Un Inuk est assis par terre près d'une intersection.

Un Inuk est assis sur la chaussée de l'avenue du Parc, après avoir quémandé un peu d'argent aux automobilistes arrêtés au feu rouge.

Photo : Radio-Canada / Yanik Dumont Baron

Il y a presque deux ans que l’Ombudsman de Montréal a dénoncé la « crise humanitaire » qui sévit dans le secteur Milton-Parc du centre-ville. Nadine Mailloux appelait à « ne pas détourner le regard » des dizaines d’itinérants inuit qui survivent, souvent intoxiqués, dans ce quartier. A-t-elle été entendue?
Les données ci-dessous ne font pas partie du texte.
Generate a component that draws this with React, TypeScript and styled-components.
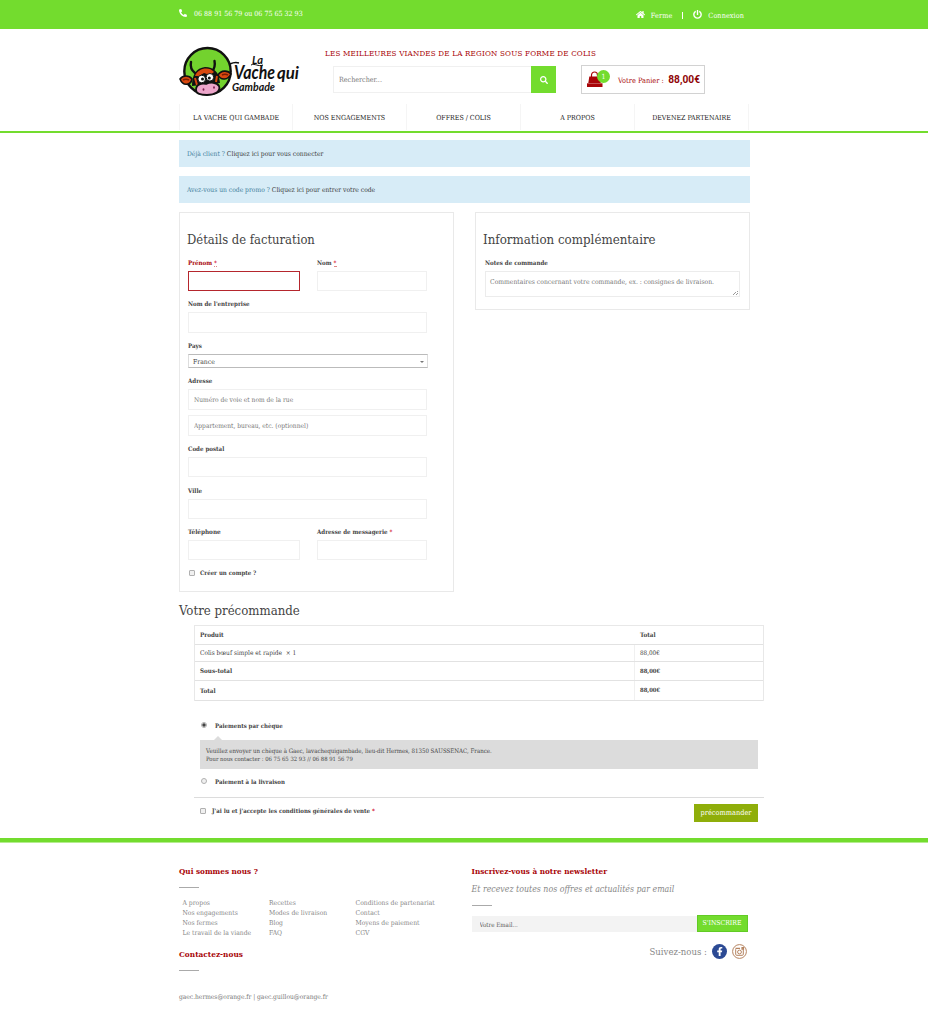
import React from "react";
import styled, { createGlobalStyle } from "styled-components";
import { FaPhoneAlt, FaHome, FaPowerOff, FaSearch, FaFacebookF } from "react-icons/fa";

const GREEN = "#73dc2e";
const RED = "#a80508";
const LINE = "#e9e9e9";

const GlobalStyle = createGlobalStyle`
  * { box-sizing: border-box; }
  body {
    margin: 0;
    background: #fff;
    color: #444;
    font: 400 6.6px/10px "Roboto Slab", "DejaVu Serif Condensed", "DejaVu Serif", serif;
  }
  input, select, textarea, button { font: inherit; color: inherit; }
  h2, h3, p, ul { margin: 0; padding: 0; font-weight: 400; }
  ul { list-style: none; }
  a { color: inherit; text-decoration: none; }
`;

const Page = styled.div`
  height: 1025px;
  overflow: hidden;
`;

const Container = styled.div`
  width: 571px;
  margin-left: 179px;
`;

/* Top bar */
const TopBar = styled.div`
  height: 29px;
  background: ${GREEN};
  color: #fff;
`;
const TopBarInner = styled(Container)`
  display: flex;
  justify-content: space-between;
  height: 29px;
  font-size: 7.05px;
`;
const Phone = styled.div`
  display: flex;
  align-items: center;
  gap: 7px;
  height: 28px;
  svg { font-size: 8px; margin-top: -3px; }
`;
const Account = styled.div`
  display: flex;
  align-items: center;
  height: 31px;
  margin-right: 6px;
  font-size: 7.2px;
  svg { font-size: 9px; margin-right: 6px; margin-top: -3px; }
  i { width: 1px; height: 7px; background: #fff; margin: 0 10px; }
`;
const AccountLink = styled.a`
  display: flex;
  align-items: center;
  letter-spacing: 0.1px;
`;

/* Header */
const Header = styled(Container)`
  display: flex;
  height: 75px;
`;
const LogoLink = styled.a`
  display: block;
  width: 146px;
  padding-top: 16px;
  svg { display: block; }
`;
const Middle = styled.div`
  width: 256px;
  padding-top: 19px;
`;
const Slogan = styled.p`
  color: ${RED};
  font-size: 8px;
  letter-spacing: 0.178px;
  line-height: 12px;
  white-space: nowrap;
`;
const SearchForm = styled.form`
  display: flex;
  height: 27px;
  margin: 6px 25px 0 8px;
  width: 223px;
`;
const SearchInput = styled.input`
  width: 198px;
  border: 1px solid #f0f0f0;
  border-right: 0;
  padding: 0 5px;
  font-size: 7.1px;
  outline: none;
  &::placeholder { color: #777; opacity: 1; }
`;
const SearchButton = styled.button`
  width: 25px;
  border: 0;
  padding: 0;
  background: ${GREEN};
  color: #fff;
  display: flex;
  align-items: center;
  justify-content: center;
  font-size: 8px;
`;
const Cart = styled.a`
  display: flex;
  align-items: center;
  height: 29px;
  width: 124px;
  margin-top: 36px;
  border: 1px solid #d2d2d2;
  padding: 3px 4px 0 5px;
  color: ${RED};
  font-size: 7.35px;
  white-space: nowrap;
  strong {
    margin-left: auto;
    font: 700 10.2px/12px Roboto, sans-serif;
    margin-top: -2px;
    color: #8f0508;
  }
`;
const BagWrap = styled.span`
  position: relative;
  display: block;
  width: 31px;
  height: 20px;
  svg { position: absolute; left: 0; top: 0; }
`;
const Badge = styled.span`
  position: absolute;
  left: 10px;
  top: -1px;
  width: 13px;
  height: 13px;
  border-radius: 50%;
  background: ${GREEN};
  color: #fff;
  text-align: center;
  line-height: 14px;
  font-size: 7px;
`;

/* Navigation */
const Nav = styled.nav`
  height: 29px;
  border-bottom: 2px solid ${GREEN};
`;
const NavList = styled(Container)`
  display: grid;
  grid-template: 26px / 113px repeat(4, 114px);
  height: 26px;
  border-left: 1px solid #f5f5f5;
`;
const NavLink = styled.a`
  border-right: 1px solid #f5f5f5;
  text-align: center;
  font-size: 7px;
  line-height: 29px;
  height: 26px;
  color: #222;
`;

/* Checkout */
const Notice = styled.div<{ $top: number }>`
  height: 27px;
  margin-top: ${(p) => p.$top}px;
  padding-left: 8px;
  background: #d7ecf7;
  color: #3f7f9b;
  font-size: 6.7px;
  line-height: 28px;
  a { color: #3c3c3c; }
`;
const Panels = styled.div`
  display: flex;
  justify-content: space-between;
  align-items: flex-start;
  margin-top: 9px;
`;
const Panel = styled.section<{ $w: number; $h: number }>`
  width: ${(p) => p.$w}px;
  height: ${(p) => p.$h}px;
  border: 1px solid ${LINE};
  padding: 19px 8px 0;
`;
const Title = styled.h2<{ $size?: number }>`
  font-size: ${(p) => p.$size ?? 13}px;
  line-height: 16px;
  margin-left: -1px;
  color: #444;
`;
const Fields = styled.div`
  width: 239px;
`;
const FieldRow = styled.div`
  display: grid;
  grid-template-columns: 112px 110px;
  gap: 17px;
`;
const Field = styled.div<{ $top?: number; $left?: number }>`
  display: flex;
  flex-direction: column;
  margin: ${(p) => p.$top ?? 7}px 0 0 ${(p) => p.$left ?? 0}px;
`;
const Label = styled.label<{ $error?: boolean; $size?: number }>`
  height: 10px;
  margin-bottom: 4px;
  font-weight: 700;
  font-size: ${(p) => p.$size ?? 6.15}px;
  line-height: 11px;
  color: ${(p) => (p.$error ? RED : "#444")};
`;
const Required = styled.span`
  color: #d0021b;
  border-bottom: 1px dotted #d88;
  line-height: 7px;
  display: inline-block;
`;
const PlainRequired = styled.span`
  color: #d0021b;
`;
const TextInput = styled.input<{ $h?: number; $error?: boolean }>`
  width: 100%;
  height: ${(p) => p.$h ?? 20}px;
  border: 1px solid ${(p) => (p.$error ? "#b5262d" : "#f0f0f0")};
  background: #fff;
  padding: 0 5px;
  outline: none;
  & + & { margin-top: 5px; }
  &::placeholder { color: #777; opacity: 1; }
`;
const CountrySelect = styled.div`
  display: flex;
  justify-content: space-between;
  align-items: center;
  width: 240px;
  height: 14px;
  border: 1px solid #ddd;
  border-top-color: #bbb;
  border-bottom-color: #bbb;
  padding: 1px 3px 0 4px;
  font-size: 6.8px;
  &::after {
    content: "";
    border: 2px solid transparent;
    border-top: 2.5px solid #777;
    border-bottom: 0;
  }
`;
const Notes = styled.textarea`
  width: 255px;
  height: 26px;
  border: 1px solid #ececec;
  padding: 5px 4px;
  font-size: 6.75px;
  line-height: 10px;
  resize: none;
  outline: none;
  overflow: hidden;
  background: linear-gradient(135deg, transparent 50%, #999 50%, #999 60%, transparent 60%, transparent 72%, #999 72%, #999 84%, transparent 84%) no-repeat right 1px bottom 1px / 5px 5px;
  &::placeholder { color: #777; opacity: 1; }
`;
const CheckLine = styled.label<{ $gap: number }>`
  display: flex;
  align-items: center;
  gap: ${(p) => p.$gap}px;
  height: 10px;
  font-weight: 700;
  font-size: 6.05px;
`;
const Tick = styled.input`
  appearance: none;
  width: 6px;
  height: 6px;
  margin: 0;
  border: 1px solid #b0b0b0;
  border-radius: ${(p) => (p.type === "radio" ? "50%" : "1px")};
  background: ${(p) =>
    p.defaultChecked ? "radial-gradient(circle, #444 0 1.4px, #eee 1.9px)" : "#f0f0f0"};
  ${(p) => p.type === "radio" && "margin: -2px 0 0 1px;"}
`;
const AccountLine = styled(CheckLine)`
  margin-top: 8px;
  padding-left: 1px;
`;

const OrderTitle = styled(Title)`
  margin: 11px 0 0 0;
`;
const Order = styled.div`
  width: 570px;
  margin: 6px 0 0 15px;
`;
const OrderTable = styled.div`
  border: 1px solid #e8e8e8;
  border-bottom: 0;
`;
const OrderRow = styled.div<{ $h: number; $bold?: boolean; $head?: boolean }>`
  display: grid;
  grid-template-columns: 439px 1fr;
  height: ${(p) => p.$h}px;
  border-bottom: 1px solid #e2e2e2;
  font-weight: ${(p) => (p.$bold ? 700 : 400)};
  font-size: ${(p) => (p.$bold ? 6.25 : 6.5)}px;
  line-height: ${(p) => p.$h - 1}px;
  span { padding-left: 5px; }
  span + span { border-left: 1px solid ${(p) => (p.$head ? "transparent" : "#f0f0f0")}; }
`;
const Price = styled.span<{ $bold?: boolean }>`
  font-size: ${(p) => (p.$bold ? 5.85 : 6.3)}px;
`;
const Payment = styled.div`
  height: 97px;
  padding: 20px 6px 0;
  border-bottom: 1px solid #dcdcdc;
`;
const PaymentBox = styled.div`
  position: relative;
  height: 29px;
  margin: 9px 0 8px;
  padding: 6px;
  background: #dcdcdc;
  color: #444;
  font-size: 6.08px;
  line-height: 9px;
  &::before {
    content: "";
    position: absolute;
    left: 14px;
    top: -4px;
    border: 4px solid transparent;
    border-top: 0;
    border-bottom-color: #dcdcdc;
  }
`;
const ContactLine = styled.p`
  font-size: 5.88px;
`;
const SubmitRow = styled.div`
  display: flex;
  justify-content: space-between;
  align-items: flex-start;
  padding: 6px 6px 0;
  height: 40px;
  ${CheckLine} { margin-top: 2px; }
`;
const SubmitButton = styled.button`
  width: 64px;
  height: 18px;
  border: 0;
  padding: 0;
  background: #8fae0a;
  color: #fff;
  font-size: 7.35px;
`;

/* Footer */
const Footer = styled.footer`
  border-top: 4px solid ${GREEN};
  box-shadow: inset 0 1px 0 #b5ec8f;
`;
const FooterInner = styled(Container)`
  display: grid;
  grid-template-columns: 292.5px 276.5px;
  padding-top: 23px;
`;
const FooterTitle = styled.h3<{ $size?: number; $top?: number }>`
  font-weight: 700;
  font-size: ${(p) => p.$size ?? 8.1}px;
  line-height: 12px;
  margin-top: ${(p) => p.$top ?? 0}px;
  color: ${RED};
`;
const Rule = styled.div<{ $top: number }>`
  width: 20px;
  height: 1px;
  margin-top: ${(p) => p.$top}px;
  background: #aaa;
`;
const LinkColumns = styled.div`
  display: grid;
  grid-template-columns: 86.5px 86.5px 100px;
  margin: 10px 0 0 3.5px;
  color: #888;
  font-size: 6.75px;
  line-height: 10px;
  white-space: nowrap;
`;
const Emails = styled.p`
  margin-top: 20px;
  color: #777;
  font-size: 6.6px;
  line-height: 12px;
`;
const Tagline = styled.p`
  margin-top: 6px;
  color: #888;
  font-size: 8.74px;
  font-style: italic;
  line-height: 12px;
  white-space: nowrap;
`;
const Newsletter = styled.form`
  display: flex;
  align-items: flex-end;
  margin-top: 9px;
`;
const EmailInput = styled.input`
  width: 225px;
  height: 16px;
  border: 0;
  padding: 1px 8px 0;
  background: #f3f3f3;
  font-size: 6.2px;
  &::placeholder { color: #555; opacity: 1; }
`;
const SubscribeButton = styled.button`
  width: 51px;
  height: 17px;
  border: 1px solid #62cb25;
  padding: 0 0 1px;
  background: ${GREEN};
  color: #fff;
  font-size: 6.87px;
`;
const Social = styled.div`
  display: flex;
  align-items: center;
  justify-content: flex-end;
  gap: 5px;
  margin: 12px 1px 0 0;
  color: #888;
  font-size: 9.5px;
  line-height: 15px;
`;
const FacebookDot = styled.a`
  display: flex;
  align-items: center;
  justify-content: center;
  width: 15px;
  height: 15px;
  border-radius: 50%;
  background: #2c4a94;
  color: #fff;
`;
const InstagramDot = styled.a`
  display: flex;
  width: 15px;
  height: 15px;
`;

const Logo = () => (
  <svg width="122" height="54" viewBox="0 0 122 54">
    <circle cx="28.5" cy="26.2" r="23.2" fill="#73d22e" stroke="#111" strokeWidth="2.4" />
    <path d="M12 17c-1 5 0 8 4 11M35.500 16c1 5 0 8-3 11" fill="none" stroke="#111" strokeWidth="2.4" strokeLinecap="round" />
    <path d="M13 41c0-11 4-18 13-19 9 0 14 5 15 16z" fill="#111" />
    <path d="M16 31c3-8 14-10 19-4l-4 3-6-2-5 3z" fill="#d9480f" />
    <path d="M16 33l2 7M38 31l-1 6" stroke="#d9480f" strokeWidth="2" />
    <path d="M1 34c3-4 9-4 12 0-1 6-9 8-12 0z" fill="#d9480f" stroke="#111" strokeWidth="1.6" />
    <path d="M39 30c3-5 10-5 13-1-3 6-10 7-13 1z" fill="#d9480f" stroke="#111" strokeWidth="1.6" />
    <path d="M4 35c2-1 4-1 6 0M43 30c2-1 4-1 6 0" stroke="#7c1d05" strokeWidth="1.4" fill="none" />
    <path d="M17 45c0-6 6-7 10-6 4-2 11-2 13 2 2 5-4 9-12 9-7 0-11-2-11-5z" fill="#eda6cb" stroke="#111" strokeWidth="1.8" />
    <circle cx="22.700" cy="34" r="3.800" fill="#fff" stroke="#111" />
    <circle cx="30.900" cy="32.300" r="3.800" fill="#fff" stroke="#111" />
    <circle cx="23.500" cy="34" r="1.500" fill="#111" />
    <circle cx="30.300" cy="33" r="1.500" fill="#111" />
    <ellipse cx="24.500" cy="44.500" rx="0.900" ry="1.300" fill="#7b2350" />
    <ellipse cx="35" cy="42.500" rx="0.900" ry="1.300" fill="#7b2350" />
    <path d="M51 19c3-1.500 6-2 9-1" fill="none" stroke="#111" strokeWidth="1.500" />
    <path d="M72 20c4-2 7 2 12 0" fill="none" stroke="#111" />
    <g fill="#111" fontFamily="Lato, sans-serif" fontStyle="italic">
      <text x="73" y="18.500" fontSize="12" fontWeight="700" textLength="11" lengthAdjust="spacingAndGlyphs">La</text>
      <text x="55" y="34" fontSize="18" fontWeight="700" textLength="41" lengthAdjust="spacingAndGlyphs">Vache</text>
      <text x="98" y="34" fontSize="17" fontWeight="700" textLength="22" lengthAdjust="spacingAndGlyphs">qui</text>
      <text x="53" y="46" fontSize="12" fontWeight="700" textLength="43" lengthAdjust="spacingAndGlyphs">Gambade</text>
    </g>
  </svg>
);

const Bag = () => (
  <svg width="16" height="17" viewBox="0 0 16 17">
    <path d="M4.500 6V4a3 3 0 0 1 6 0v2" fill="none" stroke={RED} strokeWidth="1.200" />
    <path d="M2.300 5.500h10.500l1 6.500H1.300z" fill={RED} />
    <path d="M0 12.300h15.500V16H0z" fill={RED} />
  </svg>
);

const InstagramIcon = () => (
  <svg width="15" height="15" viewBox="0 0 15 15" fill="none" stroke="#b5835f">
    <circle cx="7.500" cy="7.500" r="6.900" />
    <path d="M3.700 5.200V10.300a1 1 0 0 0 1 1h5.600a1 1 0 0 0 1-1V5.200" />
    <path d="M3.500 4.300h4.500M10 3.700h1.500v1.500H10z" strokeWidth="1.200" />
    <circle cx="7.500" cy="8" r="1.900" />
  </svg>
);

const navItems = ["LA VACHE QUI GAMBADE", "NOS ENGAGEMENTS", "OFFRES / COLIS", "A PROPOS", "DEVENEZ PARTENAIRE"];
const footerLinks = [
  ["A propos", "Nos engagements", "Nos fermes", "Le travail de la viande"],
  ["Recettes", "Modes de livraison", "Blog", "FAQ"],
  ["Conditions de partenariat", "Contact", "Moyens de paiement", "CGV"],
];

export default function App() {
  return (
    <Page>
      <GlobalStyle />
      <TopBar>
        <TopBarInner>
          <Phone><FaPhoneAlt />06 88 91 56 79 ou 06 75 65 32 93</Phone>
          <Account>
            <AccountLink><FaHome />Ferme</AccountLink>
            <i />
            <AccountLink><FaPowerOff />Connexion</AccountLink>
          </Account>
        </TopBarInner>
      </TopBar>

      <Header>
        <LogoLink><Logo /></LogoLink>
        <Middle>
          <Slogan>LES MEILLEURES VIANDES DE LA REGION SOUS FORME DE COLIS</Slogan>
          <SearchForm>
            <SearchInput placeholder="Rechercher..." />
            <SearchButton type="button"><FaSearch /></SearchButton>
          </SearchForm>
        </Middle>
        <Cart>
          <BagWrap><Bag /><Badge>1</Badge></BagWrap>
          Votre Panier :
          <strong>88,00€</strong>
        </Cart>
      </Header>

      <Nav>
        <NavList>
          {navItems.map((item) => <NavLink key={item}>{item}</NavLink>)}
        </NavList>
      </Nav>

      <Container as="main">
        <Notice $top={7}>Déjà client ? <a>Cliquez ici pour vous connecter</a></Notice>
        <Notice $top={9}>Avez-vous un code promo ? <a>Cliquez ici pour entrer votre code</a></Notice>

        <Panels>
          <Panel $w={275} $h={380}>
            <Title $size={12.9}>Détails de facturation</Title>
            <Fields>
              <FieldRow>
                <Field $top={9}>
                  <Label $error>Prénom <Required>*</Required></Label>
                  <TextInput $error />
                </Field>
                <Field $top={9}>
                  <Label>Nom <Required>*</Required></Label>
                  <TextInput />
                </Field>
              </FieldRow>
              <Field><Label>Nom de l'entreprise</Label><TextInput $h={21} /></Field>
              <Field><Label>Pays</Label><CountrySelect>France</CountrySelect></Field>
              <Field>
                <Label>Adresse</Label>
                <TextInput $h={21} placeholder="Numéro de voie et nom de la rue" />
                <TextInput $h={21} placeholder="Appartement, bureau, etc. (optionnel)" />
              </Field>
              <Field><Label>Code postal</Label><TextInput /></Field>
              <Field $top={8}><Label>Ville</Label><TextInput /></Field>
              <FieldRow>
                <Field><Label $size={6.35}>Téléphone</Label><TextInput /></Field>
                <Field><Label>Adresse de messagerie <PlainRequired>*</PlainRequired></Label><TextInput /></Field>
              </FieldRow>
              <AccountLine $gap={5}><Tick type="checkbox" />Créer un compte ?</AccountLine>
            </Fields>
          </Panel>
          <Panel $w={275} $h={98}>
            <Title $size={13.2}>Information complémentaire</Title>
            <Field $top={9} $left={1}>
              <Label>Notes de commande</Label>
              <Notes placeholder="Commentaires concernant votre commande, ex. : consignes de livraison." />
            </Field>
          </Panel>
        </Panels>

        <OrderTitle $size={13.1}>Votre précommande</OrderTitle>
        <Order>
          <OrderTable>
            <OrderRow $h={19} $bold $head><span>Produit</span><span>Total</span></OrderRow>
            <OrderRow $h={17}><span>Colis bœuf simple et rapide &nbsp;× 1</span><Price>88,00€</Price></OrderRow>
            <OrderRow $h={19} $bold><span>Sous-total</span><Price $bold>88,00€</Price></OrderRow>
            <OrderRow $h={20} $bold><span>Total</span><Price $bold>88,00€</Price></OrderRow>
          </OrderTable>
          <Payment>
            <CheckLine $gap={8}><Tick type="radio" name="pay" defaultChecked />Paiements par chèque</CheckLine>
            <PaymentBox>
              <p>Veuillez envoyer un chèque à Gaec, lavachequigambade, lieu-dit Hermes, 81350 SAUSSENAC, France.</p>
              <ContactLine>Pour nous contacter : 06 75 65 32 93 // 06 88 91 56 79</ContactLine>
            </PaymentBox>
            <CheckLine $gap={8}><Tick type="radio" name="pay" />Paiement à la livraison</CheckLine>
          </Payment>
          <SubmitRow>
            <CheckLine $gap={6}>
              <Tick type="checkbox" />
              <span>J'ai lu et j'accepte les conditions générales de vente <PlainRequired>*</PlainRequired></span>
            </CheckLine>
            <SubmitButton type="button">précommander</SubmitButton>
          </SubmitRow>
        </Order>
      </Container>

      <Footer>
        <FooterInner>
          <div>
            <FooterTitle>Qui sommes nous ?</FooterTitle>
            <Rule $top={10} />
            <LinkColumns>
              {footerLinks.map((column) => (
                <ul key={column[0]}>{column.map((link) => <li key={link}><a>{link}</a></li>)}</ul>
              ))}
            </LinkColumns>
            <FooterTitle $top={10} $size={8.2}>Contactez-nous</FooterTitle>
            <Rule $top={10} />
            <Emails>gaec.hermes@orange.fr | gaec.guillou@orange.fr</Emails>
          </div>
          <div>
            <FooterTitle>Inscrivez-vous à notre newsletter</FooterTitle>
            <Tagline>Et recevez toutes nos offres et actualités par email</Tagline>
            <Rule $top={10} />
            <Newsletter>
              <EmailInput placeholder="Votre Email..." />
              <SubscribeButton type="button">S'INSCRIRE</SubscribeButton>
            </Newsletter>
            <Social>
              Suivez-nous :
              <FacebookDot><FaFacebookF /></FacebookDot>
              <InstagramDot><InstagramIcon /></InstagramDot>
            </Social>
          </div>
        </FooterInner>
      </Footer>
    </Page>
  );
}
Il neige sur Montréal. La neige mouillée trempe les souliers et les pantalons des mal chaussés. L’hiver bouscule les habitudes des personnes en situation d'itinérance de Milton-Parc… mais il ne les fait pas disparaître.

Ce midi, deux jeunes femmes patrouillent dans les rues et les ruelles de ce secteur près du mont Royal. Elles sont intervenantes psychosociales, dépêchées ici par la Ville de Montréal.

Souvent, explique Lehia, on va croiser des gens dans les entrées de commerces, qui s’abritent des éléments. On va faire les ruelles, aussi, pour s’assurer qu’il n’y a personne de caché dans un coin, peut-être en train de faire une surdose.

Le tandem fait partie de l'Équipe mobile de médiation et d’intervention sociale (EMMIS), qui patrouille les quartiers centraux de Montréal. C’est en réponse au cri du cœur de l’Ombudsman que les autorités ont mandaté une équipe dans le secteur.

Vous avez tout ce dont vous avez besoin? demande Lehia à une femme âgée, assise seule sur le trottoir, adossée au mur d’une épicerie. Protégée par une couverture, elle ne demande rien, sinon des cigarettes. Elle semble n’attendre que le passage du temps.

Lehia et sa partenaire la saluent et poursuivent leur patrouille.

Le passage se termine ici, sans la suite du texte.